▶ [Aim] Print the entire listing. Each line must match the original exactly.

▶ [Data provided]
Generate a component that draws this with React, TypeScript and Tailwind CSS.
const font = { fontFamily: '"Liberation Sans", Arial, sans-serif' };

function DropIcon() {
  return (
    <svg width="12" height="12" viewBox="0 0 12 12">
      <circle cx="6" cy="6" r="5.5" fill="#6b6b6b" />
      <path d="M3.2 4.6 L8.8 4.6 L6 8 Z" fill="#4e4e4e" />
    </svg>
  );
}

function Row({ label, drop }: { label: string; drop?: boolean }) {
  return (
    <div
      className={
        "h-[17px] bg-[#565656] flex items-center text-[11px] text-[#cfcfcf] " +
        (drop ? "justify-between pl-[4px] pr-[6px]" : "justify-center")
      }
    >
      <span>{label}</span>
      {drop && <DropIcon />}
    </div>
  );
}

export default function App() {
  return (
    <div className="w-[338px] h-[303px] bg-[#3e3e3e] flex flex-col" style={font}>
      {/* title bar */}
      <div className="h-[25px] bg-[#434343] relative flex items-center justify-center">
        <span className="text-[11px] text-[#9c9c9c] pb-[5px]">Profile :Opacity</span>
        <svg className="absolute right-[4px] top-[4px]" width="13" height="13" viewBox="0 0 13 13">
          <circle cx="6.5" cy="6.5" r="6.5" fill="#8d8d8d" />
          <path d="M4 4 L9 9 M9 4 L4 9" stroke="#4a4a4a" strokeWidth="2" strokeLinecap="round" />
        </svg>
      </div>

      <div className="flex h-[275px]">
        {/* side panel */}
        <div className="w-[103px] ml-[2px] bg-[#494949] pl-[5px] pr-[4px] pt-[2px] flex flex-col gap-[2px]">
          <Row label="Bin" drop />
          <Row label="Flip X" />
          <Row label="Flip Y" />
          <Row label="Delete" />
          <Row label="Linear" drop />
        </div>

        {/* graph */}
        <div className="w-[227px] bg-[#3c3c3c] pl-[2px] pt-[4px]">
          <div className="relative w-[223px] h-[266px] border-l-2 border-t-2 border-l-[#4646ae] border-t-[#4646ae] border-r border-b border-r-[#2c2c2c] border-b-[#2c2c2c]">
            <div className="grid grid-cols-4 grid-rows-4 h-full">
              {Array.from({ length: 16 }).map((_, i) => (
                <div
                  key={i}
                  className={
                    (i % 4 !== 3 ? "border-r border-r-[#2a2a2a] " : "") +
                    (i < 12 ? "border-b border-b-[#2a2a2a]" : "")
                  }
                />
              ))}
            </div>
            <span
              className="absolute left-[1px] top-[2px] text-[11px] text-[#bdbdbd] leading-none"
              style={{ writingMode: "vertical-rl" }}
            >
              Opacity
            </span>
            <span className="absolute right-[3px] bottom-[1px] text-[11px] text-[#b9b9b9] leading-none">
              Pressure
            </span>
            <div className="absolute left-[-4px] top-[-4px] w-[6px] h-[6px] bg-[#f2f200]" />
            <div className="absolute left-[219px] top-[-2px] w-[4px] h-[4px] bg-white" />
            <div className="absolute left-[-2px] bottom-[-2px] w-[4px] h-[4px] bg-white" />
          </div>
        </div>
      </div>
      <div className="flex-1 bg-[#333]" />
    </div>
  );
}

▶ [Answer in full]
Generate a component that draws this with React, TypeScript and Tailwind CSS.
const font = { fontFamily: '"Liberation Sans", Arial, sans-serif' };

function DropIcon() {
  return (
    <svg width="12" height="12" viewBox="0 0 12 12">
      <circle cx="6" cy="6" r="5.5" fill="#6b6b6b" />
      <path d="M3.2 4.6 L8.8 4.6 L6 8 Z" fill="#4e4e4e" />
    </svg>
  );
}

function Row({ label, drop }: { label: string; drop?: boolean }) {
  return (
    <div
      className={
        "h-[17px] bg-[#565656] flex items-center text-[11px] text-[#cfcfcf] " +
        (drop ? "justify-between pl-[4px] pr-[6px]" : "justify-center")
      }
    >
      <span>{label}</span>
      {drop && <DropIcon />}
    </div>
  );
}

export default function App() {
  return (
    <div className="w-[338px] h-[303px] bg-[#3e3e3e] flex flex-col" style={font}>
      {/* title bar */}
      <div className="h-[25px] bg-[#434343] relative flex items-center justify-center">
        <span className="text-[11px] text-[#9c9c9c] pb-[5px]">Profile :Opacity</span>
        <svg className="absolute right-[4px] top-[4px]" width="13" height="13" viewBox="0 0 13 13">
          <circle cx="6.5" cy="6.5" r="6.5" fill="#8d8d8d" />
          <path d="M4 4 L9 9 M9 4 L4 9" stroke="#4a4a4a" strokeWidth="2" strokeLinecap="round" />
        </svg>
      </div>

      <div className="flex h-[275px]">
        {/* side panel */}
        <div className="w-[103px] ml-[2px] bg-[#494949] pl-[5px] pr-[4px] pt-[2px] flex flex-col gap-[2px]">
          <Row label="Bin" drop />
          <Row label="Flip X" />
          <Row label="Flip Y" />
          <Row label="Delete" />
          <Row label="Linear" drop />
        </div>

        {/* graph */}
        <div className="w-[227px] bg-[#3c3c3c] pl-[2px] pt-[4px]">
          <div className="relative w-[223px] h-[266px] border-l-2 border-t-2 border-l-[#4646ae] border-t-[#4646ae] border-r border-b border-r-[#2c2c2c] border-b-[#2c2c2c]">
            <div className="grid grid-cols-4 grid-rows-4 h-full">
              {Array.from({ length: 16 }).map((_, i) => (
                <div
                  key={i}
                  className={
                    (i % 4 !== 3 ? "border-r border-r-[#2a2a2a] " : "") +
                    (i < 12 ? "border-b border-b-[#2a2a2a]" : "")
                  }
                />
              ))}
            </div>
            <span
              className="absolute left-[1px] top-[2px] text-[11px] text-[#bdbdbd] leading-none"
              style={{ writingMode: "vertical-rl" }}
            >
              Opacity
            </span>
            <span className="absolute right-[3px] bottom-[1px] text-[11px] text-[#b9b9b9] leading-none">
              Pressure
            </span>
            <div className="absolute left-[-4px] top-[-4px] w-[6px] h-[6px] bg-[#f2f200]" />
            <div className="absolute left-[219px] top-[-2px] w-[4px] h-[4px] bg-white" />
            <div className="absolute left-[-2px] bottom-[-2px] w-[4px] h-[4px] bg-white" />
          </div>
        </div>
      </div>
      <div className="flex-1 bg-[#333]" />
    </div>
  );
}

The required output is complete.